▶ _Collected data_
▬▬▬▬▬▬▬▬▬▬
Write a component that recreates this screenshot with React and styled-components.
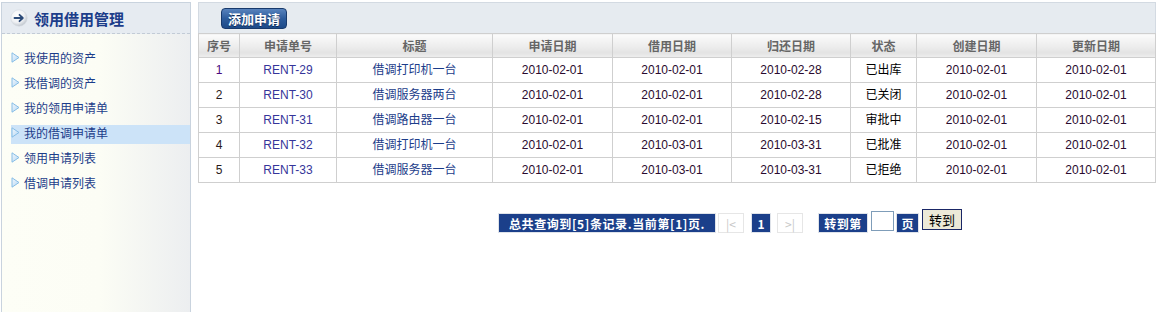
import React from "react";
import styled, { createGlobalStyle } from "styled-components";

const GlobalStyle = createGlobalStyle`
  body {
    margin: 0;
    background: #fff;
    font-family: "Liberation Sans", Arial, "Noto Sans CJK SC", sans-serif;
    font-size: 12px;
  }
`;

const Page = styled.div`
  display: flex;
  height: 312px;
  padding: 2px 0 0 1px;
  box-sizing: border-box;
  overflow: hidden;
`;

const Sidebar = styled.div`
  width: 190px;
  flex-shrink: 0;
  display: flex;
  flex-direction: column;
  border: 1px solid #c9d3de;
  border-bottom: none;
  box-sizing: border-box;
  background: linear-gradient(to right, #fdfef6 0%, #fcfdf5 52%, #eceef0 100%);
`;

const SideHead = styled.div`
  height: 30px;
  display: flex;
  align-items: center;
  gap: 6px;
  padding-left: 8px;
  background: #e6ebf1;
  border-bottom: 1px dashed #c2cbd6;
`;

const SideTitle = styled.span`
  font-family: "Noto Sans CJK SC", sans-serif;
  font-size: 15px;
  font-weight: bold;
  color: #1c3d8a;
`;

const Menu = styled.div`
  display: flex;
  flex-direction: column;
  gap: 6px;
  padding-top: 16px;
`;

const MenuItem = styled.div`
  height: 19px;
  line-height: 15px;
  margin-left: 9px;
  display: flex;
  align-items: flex-start;
  gap: 4px;
  font-family: "Noto Sans CJK SC", sans-serif;
  font-size: 12px;
  color: #1c3d8a;
  background: ${(p) => (p.$active ? "#cce3f8" : "transparent")};

  svg {
    margin-top: 2px;
    flex-shrink: 0;
  }
`;

const Main = styled.div`
  flex: 1;
  margin-left: 7px;
  display: flex;
  flex-direction: column;
`;

const Toolbar = styled.div`
  height: 31px;
  box-sizing: border-box;
  background: #e6ebf0;
  border: 1px solid #d3dae2;
  border-bottom: none;
  padding: 5px 0 0 22px;
`;

const AddButton = styled.button`
  height: 21px;
  width: 66px;
  padding: 0;
  border: 1px solid #183a6c;
  border-radius: 4px;
  background: linear-gradient(to bottom, #5883bd 0%, #2d5c9c 50%, #1d4a88 100%);
  color: #fff;
  font-family: "Noto Sans CJK SC", sans-serif;
  font-size: 13px;
  font-weight: bold;
  line-height: 19px;
  text-shadow: 0 1px 0 #0e2a55;
`;

const Table = styled.table`
  border-collapse: collapse;
  width: 100%;
  table-layout: fixed;
`;

const Th = styled.th`
  height: 23px;
  padding: 0;
  line-height: 14px;
  border: 1px solid #cfcfcf;
  background: linear-gradient(to bottom, #fbfbfb 0%, #ececec 55%, #e3e3e3 80%, #efefef 100%);
  font-family: "Noto Sans CJK SC", sans-serif;
  font-size: 12px;
  font-weight: bold;
  color: #666;
`;

const Td = styled.td`
  height: 24px;
  padding: 0;
  line-height: 14px;
  border: 1px solid #cfcfcf;
  text-align: center;
  font-size: 12px;
  color: ${(p) => p.$color || "#2a0a2e"};
  font-family: ${(p) =>
    p.$cjk ? `"Noto Sans CJK SC", sans-serif` : `"Liberation Sans", Arial, sans-serif`};
  vertical-align: middle;
`;

const CjkText = styled.span`
  display: inline-block;
  transform: translateY(-1px);
`;

const Pager = styled.div`
  display: flex;
  align-items: center;
  padding: 28px 0 0 300px;
  height: 24px;
`;

const Box = styled.div`
  height: 20px;
  width: ${(p) => p.$w}px;
  margin-left: ${(p) => p.$ml || 0}px;
  box-sizing: border-box;
  display: flex;
  align-items: center;
  justify-content: center;
  font-family: "Noto Sans CJK SC", sans-serif;
  font-size: 12px;
  letter-spacing: ${(p) => p.$ls || 0}px;
  white-space: nowrap;
  background: ${(p) => (p.$light ? "#fff" : "#1b3f8a")};
  color: ${(p) => (p.$light ? "#c8c8c8" : "#fff")};
  border: 1px solid ${(p) => (p.$light ? "#e6e6e6" : "#dfe3ea")};
  font-weight: ${(p) => (p.$light ? "normal" : "bold")};
  align-self: ${(p) => p.$self || "center"};
`;

const PageInput = styled.input`
  width: 23px;
  height: 20px;
  box-sizing: border-box;
  margin: 0 0 0 3px;
  padding: 0;
  border: 1px solid #7f9db9;
  background: #fff;
  align-self: flex-start;
`;

const GoButton = styled.button`
  width: 40px;
  height: 21px;
  margin-left: 3px;
  padding: 0;
  border: 1px solid #1a2766;
  background: #ece9d8;
  color: #000;
  font-family: "Noto Sans CJK SC", sans-serif;
  font-size: 13px;
  line-height: 17px;
  align-self: flex-start;
  margin-top: -2px;
`;

const ArrowIcon = () => (
  <svg width="18" height="18" viewBox="0 0 18 18">
    <defs>
      <radialGradient id="ag" cx="40%" cy="35%" r="70%">
        <stop offset="0%" stopColor="#ffffff" />
        <stop offset="60%" stopColor="#eef0f3" />
        <stop offset="100%" stopColor="#b9c0c8" />
      </radialGradient>
    </defs>
    <circle cx="9" cy="9" r="8.2" fill="url(#ag)" stroke="#d4d9df" strokeWidth="0.6" />
    <path d="M4.5 9 H12.5 M9.5 5.8 L12.8 9 L9.5 12.2" stroke="#2b4a78" strokeWidth="1.8" fill="none" strokeLinecap="round" strokeLinejoin="round" />
  </svg>
);

const TriIcon = () => (
  <svg width="9" height="11" viewBox="0 0 9 11">
    <defs>
      <linearGradient id="tg" x1="0" y1="0" x2="1" y2="1">
        <stop offset="0%" stopColor="#f2f8fe" />
        <stop offset="100%" stopColor="#b5d6f2" />
      </linearGradient>
    </defs>
    <polygon points="1,0.8 8,5.5 1,10.2" fill="url(#tg)" stroke="#86bde6" strokeWidth="1" strokeLinejoin="round" />
  </svg>
);

const menu = ["我使用的资产", "我借调的资产", "我的领用申请单", "我的借调申请单", "领用申请列表", "借调申请列表"];

const cols = [41, 97, 156, 120, 119, 119, 66, 120, 119];
const heads = ["序号", "申请单号", "标题", "申请日期", "借用日期", "归还日期", "状态", "创建日期", "更新日期"];

const rows = [
  ["1", "RENT-29", "借调打印机一台", "2010-02-01", "2010-02-01", "2010-02-28", "已出库"],
  ["2", "RENT-30", "借调服务器两台", "2010-02-01", "2010-02-01", "2010-02-28", "已关闭"],
  ["3", "RENT-31", "借调路由器一台", "2010-02-01", "2010-02-01", "2010-02-15", "审批中"],
  ["4", "RENT-32", "借调打印机一台", "2010-02-01", "2010-03-01", "2010-03-31", "已批准"],
  ["5", "RENT-33", "借调服务器一台", "2010-02-01", "2010-03-01", "2010-03-31", "已拒绝"],
];

export default function App() {
  return (
    <>
      <GlobalStyle />
      <Page>
        <Sidebar>
          <SideHead>
            <ArrowIcon />
            <SideTitle>领用借用管理</SideTitle>
          </SideHead>
          <Menu>
            {menu.map((m, i) => (
              <MenuItem key={m} $active={i === 3}>
                <TriIcon />
                <span>{m}</span>
              </MenuItem>
            ))}
          </Menu>
        </Sidebar>
        <Main>
          <Toolbar>
            <AddButton>添加申请</AddButton>
          </Toolbar>
          <Table>
            <colgroup>
              {cols.map((w, i) => (
                <col key={i} style={{ width: w }} />
              ))}
            </colgroup>
            <thead>
              <tr>
                {heads.map((h) => (
                  <Th key={h}>{h}</Th>
                ))}
              </tr>
            </thead>
            <tbody>
              {rows.map((r) => (
                <tr key={r[0]}>
                  <Td $color={r[0] === "1" ? "#4a0a80" : "#2a1a1a"}>{r[0]}</Td>
                  <Td $color="#35359a">{r[1]}</Td>
                  <Td $cjk $color="#1c3d8a"><CjkText>{r[2]}</CjkText></Td>
                  <Td>{r[3]}</Td>
                  <Td>{r[4]}</Td>
                  <Td>{r[5]}</Td>
                  <Td $cjk $color="#000"><CjkText>{r[6]}</CjkText></Td>
                  <Td>2010-02-01</Td>
                  <Td>2010-02-01</Td>
                </tr>
              ))}
            </tbody>
          </Table>
          <Pager>
            <Box $w={218} $ls={0.6} $self="flex-start" style={{ marginTop: 2 }}>总共查询到[5]条记录.当前第[1]页.</Box>
            <Box $w={26} $ml={2} $light>|&lt;</Box>
            <Box $w={20} $ml={7}>1</Box>
            <Box $w={26} $ml={6} $light>&gt;|</Box>
            <Box $w={50} $ml={15} $ls={0.5}>转到第</Box>
            <PageInput />
            <Box $w={23} $ml={2}>页</Box>
            <GoButton>转到</GoButton>
          </Pager>
        </Main>
      </Page>
    </>
  );
}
▬▬▬▬▬▬▬▬▬▬
▶ _Exercise directions_
Copy out every line holding the string "components".

▶ _The answer_
Write a component that recreates this screenshot with React and styled-components.
import styled, { createGlobalStyle } from "styled-components";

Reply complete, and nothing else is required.